Après vous avoir écrit jeudi dernier, je me suis rendu à l’Académie. Une réception acadé académique est bien certainement une des plus belles choses qui se puissent voir, ou plutôt entendre. M. de Broglie, le chef du parti orléaniste, avait à faire l’éloge de M. de Saint-Aulaire, auteur d’une Histoire de la Fronde. Tout naturellement lui, le soutien de la monarchie parlementaire, il n’a trouvé de beau dans cet épisode de l’histoire de France que le parlement et le conseiller Broussel. M. Nisard, qui répondait au nom de l’Académie et qui est complètement rallié au gouvernement de l’Empereur, n’a pas partagé l’opinion du récipiendaire. Il a trouvé que le parlement ne faisait que de l’embarras, et que les seuls grands caractères de cette époque sont bien Anne d’Autriche et Mazarin.

Cette lutte à mots couverts entre le gouvernement absolu, représenté par Nisard, et le régime parlementaire, défendu sous le nom de la Fronde par M. de Broglie, était excessivement intéressante, et cela d’autant plus que le champion de ce dernier parti essayait de relever son drapeau, entouré de presque tous ses compagnons des combats d’autrefois : Thiers, Guizot, Odilon Barrot, Montalembert, qui étaient assis autour du récipiendaire.
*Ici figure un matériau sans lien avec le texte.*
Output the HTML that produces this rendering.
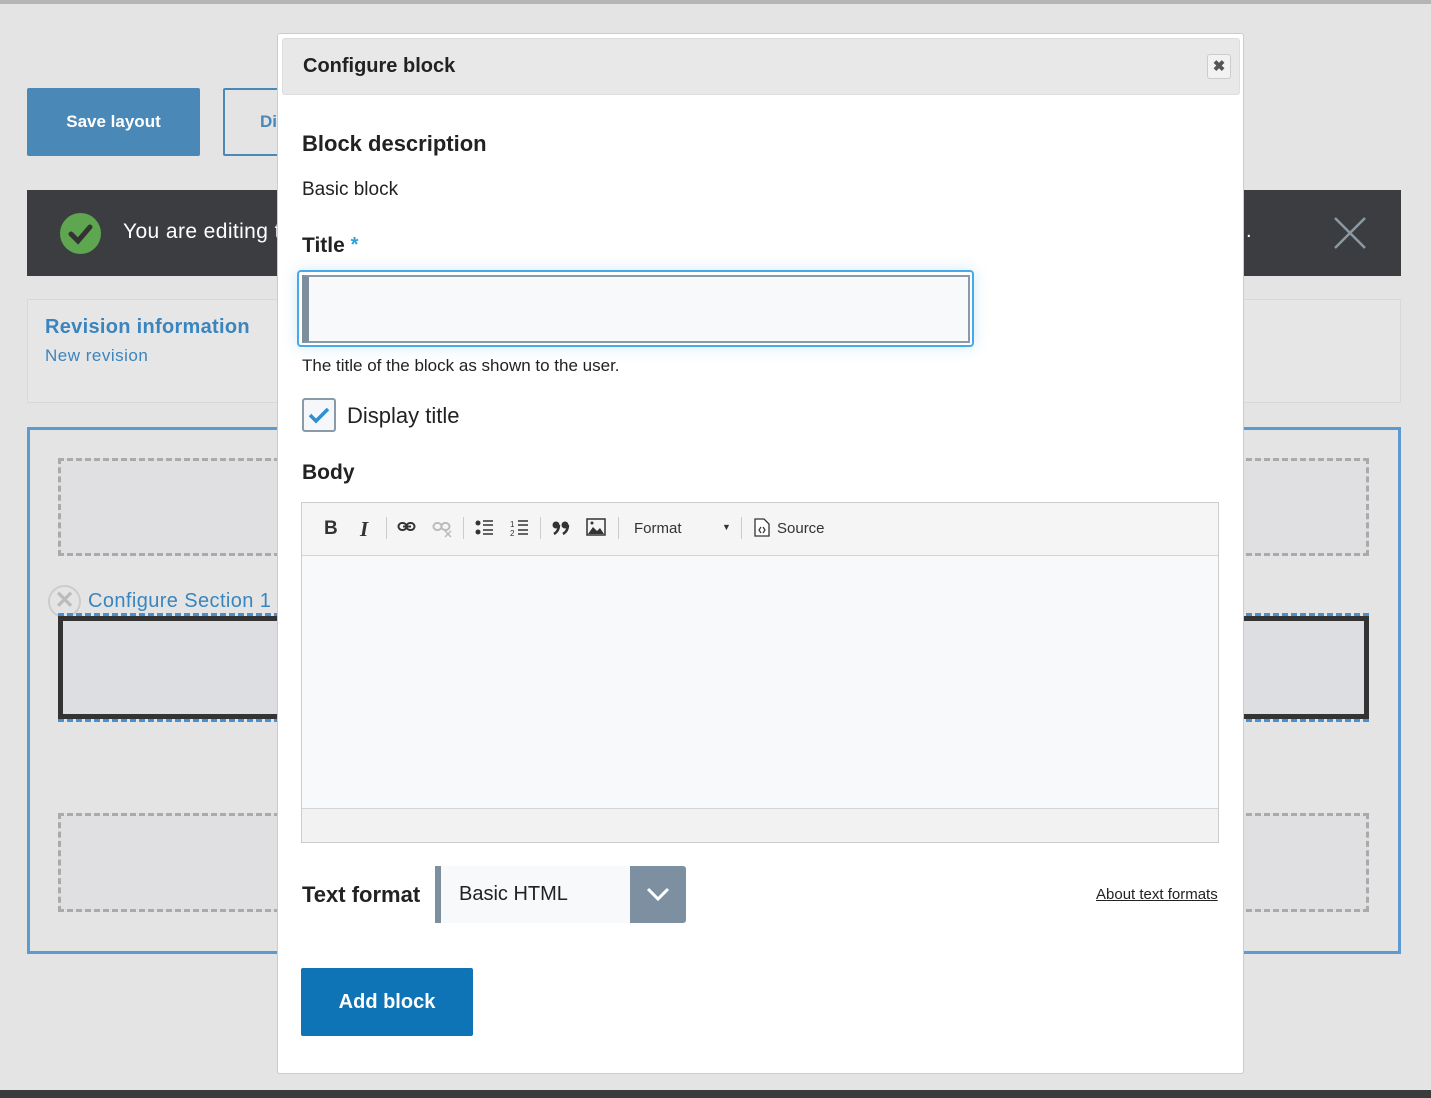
<!DOCTYPE html>
<html><head><meta charset="utf-8"><style>
*{box-sizing:border-box;margin:0;padding:0}
body{width:1431px;height:1098px;background:#e4e4e4;position:relative;overflow:hidden;font-family:"Liberation Sans",Arial,sans-serif;color:#222}
.a{position:absolute}
</style></head><body>
<div class="a" style="left:0;top:0;width:1431px;height:4px;background:#b5b5b5"></div>
<div class="a" style="left:0;top:1090px;width:1431px;height:8px;background:#3a3b3d"></div>

<div class="a" style="left:27px;top:88px;width:173px;height:68px;background:#4a88b7;border-radius:2px;color:#fff;font-weight:bold;font-size:17px;line-height:68px;text-align:center">Save layout</div>
<div class="a" style="left:223px;top:88px;width:80px;height:68px;border:2px solid #4a88b7;border-radius:2px;color:#4a88b7;font-weight:bold;font-size:17px;line-height:64px;padding-left:35px">Di</div>
<div class="a" style="left:27px;top:190px;width:1374px;height:86px;background:#3b3d40"></div>
<div class="a" style="left:60px;top:213px;width:41px;height:41px;border-radius:50%;background:#5ea64f"></div>
<svg class="a" style="left:60px;top:213px" width="41" height="41"><path d="M11 21 L18 28 L30 14" stroke="#333" stroke-width="5" fill="none" stroke-linecap="round"/></svg>
<div class="a" style="left:123px;top:220px;color:#fff;font-size:21px;letter-spacing:0.4px">You are editing t</div>
<div class="a" style="left:1246px;top:220px;color:#fff;font-size:20px">.</div>
<svg class="a" style="left:1333px;top:216px" width="34" height="34"><path d="M2 2 L32 32 M32 2 L2 32" stroke="#8c99a5" stroke-width="2.5"/></svg>
<div class="a" style="left:27px;top:299px;width:1374px;height:104px;background:#e6e6e6;border:1px solid #d8d8d8"></div>
<div class="a" style="left:45px;top:316px;color:#3a85be;font-weight:bold;font-size:20px;letter-spacing:0.3px">Revision information</div>
<div class="a" style="left:45px;top:346px;color:#3a85be;font-size:17px;letter-spacing:0.5px">New revision</div>
<div class="a" style="left:27px;top:427px;width:1374px;height:527px;border:3px solid #5b9bd1"></div>
<div class="a" style="left:58px;top:458px;width:1311px;height:98px;border:3px dashed #aaa;background:#e0e0e2"></div>
<div class="a" style="left:48px;top:585px;width:33px;height:33px;border-radius:50%;border:2px solid #ccc;color:#bbb;font-size:24px;line-height:28px;text-align:center;font-weight:bold">✕</div>
<div class="a" style="left:88px;top:590px;color:#3a85be;font-size:20px;letter-spacing:0.4px">Configure Section 1</div>
<div class="a" style="left:58px;top:613px;width:1311px;height:109px;border-top:3px dashed #4a90d0;border-bottom:3px dashed #4a90d0"></div>
<div class="a" style="left:58px;top:616px;width:1311px;height:103px;border:5px solid #333;background:#dcdee2"></div>
<div class="a" style="left:58px;top:813px;width:1311px;height:99px;border:3px dashed #aaa;background:#e0e0e2"></div>

<div class="a" style="left:277px;top:33px;width:967px;height:1041px;background:#fff;border:1px solid #ccc;border-radius:3px"></div>
<div class="a" style="left:282px;top:38px;width:958px;height:57px;background:#e8e8e8;border:1px solid #ddd;border-radius:3px"></div>
<div class="a" style="left:303px;top:55px;font-weight:bold;font-size:20px;color:#222">Configure block</div>
<div class="a" style="left:1207px;top:54px;width:24px;height:25px;border:1px solid #ccc;border-radius:3px;background:#f2f2f2;text-align:center;line-height:23px;font-size:15px;color:#555;font-weight:bold">✖</div>
<div class="a" style="left:302px;top:131px;font-weight:bold;font-size:22px">Block description</div>
<div class="a" style="left:302px;top:179px;font-size:19px">Basic block</div>
<div class="a" style="left:302px;top:234px;font-weight:bold;font-size:21px">Title <span style="color:#2f9fd8;font-size:20px;vertical-align:top">*</span></div>
<div class="a" style="left:297px;top:270px;width:677px;height:77px;border:2px solid #45aae6;border-radius:4px;box-shadow:0 0 14px rgba(69,170,230,.25)"></div>
<div class="a" style="left:302px;top:275px;width:668px;height:68px;border:2px solid #8a9aa8;border-left:7px solid #7d8e9d;background:#f8f9fb"></div>
<div class="a" style="left:302px;top:356px;font-size:17px">The title of the block as shown to the user.</div>
<div class="a" style="left:302px;top:398px;width:34px;height:34px;border:2px solid #8a9aa8;border-radius:3px;background:#f5f7fa"></div>
<svg class="a" style="left:302px;top:398px" width="34" height="34"><path d="M8 17 L14 23 L26 11" stroke="#2f8fd0" stroke-width="3.5" fill="none"/></svg>
<div class="a" style="left:347px;top:403px;font-size:22px">Display title</div>
<div class="a" style="left:302px;top:461px;font-weight:bold;font-size:21px">Body</div>
<div class="a" style="left:301px;top:502px;width:918px;height:341px;border:1px solid #ccc;background:#f8f9fa"></div>
<div class="a" style="left:302px;top:503px;width:916px;height:53px;background:#f5f5f5;border-bottom:1px solid #d5d5d5"></div>
<div class="a" style="left:302px;top:808px;width:916px;height:34px;background:#f2f2f2;border-top:1px solid #d5d5d5"></div>
<div class="a" style="left:324px;top:518px;font-weight:bold;font-size:19px;color:#333">B</div>
<div class="a" style="left:360px;top:517px;font-style:italic;font-family:'Liberation Serif',serif;font-weight:bold;font-size:21px;color:#333">I</div>
<div class="a" style="left:386px;top:517px;width:1px;height:22px;background:#ccc"></div>
<svg class="a" style="left:397px;top:520px" width="20" height="14"><rect x="1.5" y="3" width="8" height="7" rx="3.5" fill="none" stroke="#333" stroke-width="2"/><rect x="9.5" y="3" width="8" height="7" rx="3.5" fill="none" stroke="#333" stroke-width="2"/><path d="M6 6.5h8" stroke="#333" stroke-width="2"/></svg>
<svg class="a" style="left:432px;top:520px" width="22" height="18"><rect x="1.5" y="3" width="8" height="7" rx="3.5" fill="none" stroke="#bbb" stroke-width="2"/><rect x="9.5" y="3" width="8" height="7" rx="3.5" fill="none" stroke="#bbb" stroke-width="2"/><path d="M13 11l6 6M19 11l-6 6" stroke="#bbb" stroke-width="1.5"/></svg>
<div class="a" style="left:463px;top:517px;width:1px;height:22px;background:#ccc"></div>
<svg class="a" style="left:474px;top:518px" width="22" height="20"><circle cx="4" cy="5" r="2.5" fill="#333"/><circle cx="4" cy="14" r="2.5" fill="#333"/><path d="M9 3h10M9 7h10M9 12h10M9 16h10" stroke="#333" stroke-width="1.5"/></svg>
<svg class="a" style="left:509px;top:518px" width="22" height="20"><text x="1" y="9" font-size="8" fill="#333" font-family="Liberation Sans">1</text><text x="1" y="18" font-size="8" fill="#333" font-family="Liberation Sans">2</text><path d="M9 3h10M9 7h10M9 12h10M9 16h10" stroke="#333" stroke-width="1.5"/></svg>
<div class="a" style="left:540px;top:517px;width:1px;height:22px;background:#ccc"></div>
<svg class="a" style="left:551px;top:520px" width="20" height="16"><circle cx="5" cy="5" r="3.5" fill="#333"/><path d="M8 5 Q8 11 3 14" stroke="#333" stroke-width="2.5" fill="none"/><circle cx="14" cy="5" r="3.5" fill="#333"/><path d="M17 5 Q17 11 12 14" stroke="#333" stroke-width="2.5" fill="none"/></svg>
<svg class="a" style="left:586px;top:518px" width="20" height="18"><rect x="1" y="1" width="18" height="16" fill="none" stroke="#333" stroke-width="1.5"/><path d="M2 16 L7 9 L11 13 L14 10 L18 16Z" fill="#333"/><circle cx="6" cy="5" r="1.5" fill="#333"/></svg>
<div class="a" style="left:618px;top:517px;width:1px;height:22px;background:#ccc"></div>
<div class="a" style="left:634px;top:520px;font-size:15px;color:#333">Format</div>
<div class="a" style="left:722px;top:522px;font-size:9px;color:#333">▼</div>
<div class="a" style="left:741px;top:517px;width:1px;height:22px;background:#ccc"></div>
<svg class="a" style="left:754px;top:518px" width="16" height="19"><path d="M1 1h9l5 5v12H1z" fill="#fff" stroke="#333" stroke-width="1.3"/><path d="M7 9l-2 3 2 3M9 9l2 3-2 3" stroke="#333" stroke-width="1.2" fill="none"/></svg>
<div class="a" style="left:777px;top:520px;font-size:15px;color:#333">Source</div>
<div class="a" style="left:302px;top:882px;font-weight:bold;font-size:22px">Text format</div>
<div class="a" style="left:435px;top:866px;width:251px;height:57px;background:#f8f9fb;border-left:6px solid #7d8e9d"></div>
<div class="a" style="left:459px;top:883px;font-size:20px">Basic HTML</div>
<div class="a" style="left:630px;top:866px;width:56px;height:57px;background:#7d90a2;border-radius:0 3px 3px 0"></div>
<svg class="a" style="left:645px;top:884px" width="26" height="20"><path d="M3 5 L13 15 L23 5" stroke="#fff" stroke-width="3" fill="none"/></svg>
<div class="a" style="left:1096px;top:886px;font-size:15px;text-decoration:underline">About text formats</div>
<div class="a" style="left:301px;top:968px;width:172px;height:68px;background:#0f74b5;border-radius:2px;color:#fff;font-weight:bold;font-size:20px;line-height:68px;text-align:center">Add block</div>
</body></html>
Outre l’intérêt attaché à la réception de M. de Broglie, il y avait encore un grand attrait pour moi, celui de voir les quarante immortels. La partie réservée aux spectateurs contenait autant d’illustrations que les fauteuils académiques. Cuvillier-Fleury, M. de Pontmartin, le comte de Falloux, Dumas fils, le maréchal Vaillant, le maréchal Canrobert et une foule de célébrités de tout genre garnissaient les banquettes des tribunes réservées aux spectateurs. Toutes les grandes dames du faubourg Saint-Germain étaient aussi là, depuis les vieux noms historiques, comme Rohan, Clermont-Tonnerre, Brézé, Montesquiou, jusqu’à ceux sortis hier des rangs de la foule, comme les Duchâtel, les Pereire, etc. Somme toute, c’est bien la plus belle journée de mon séjour à Paris… Adieu, chers frères.

Ce fut en novembre 1862 qu’eut lieu le désastre commercial qui occasionna l’effondrement de la librairie de Crémazie et son départ précipité du Canada. C’est alors que s’ouvre la correspondance qui va suivre et qui ne se termine qu’à sa mort.

On sait la terrible congestion cérébrale dont Crémazie fut pris à son arrivée à Paris. On sait aussi avec quelle bienveillance M. Hector Bossange lui ouvrit les portes de son château de Citry, au commencement de sa convalescence. Un plus long séjour à la campagne lui étant nécessaire, il prit le parti de se rendre à Châteauneuf, sur les bords de la Loire.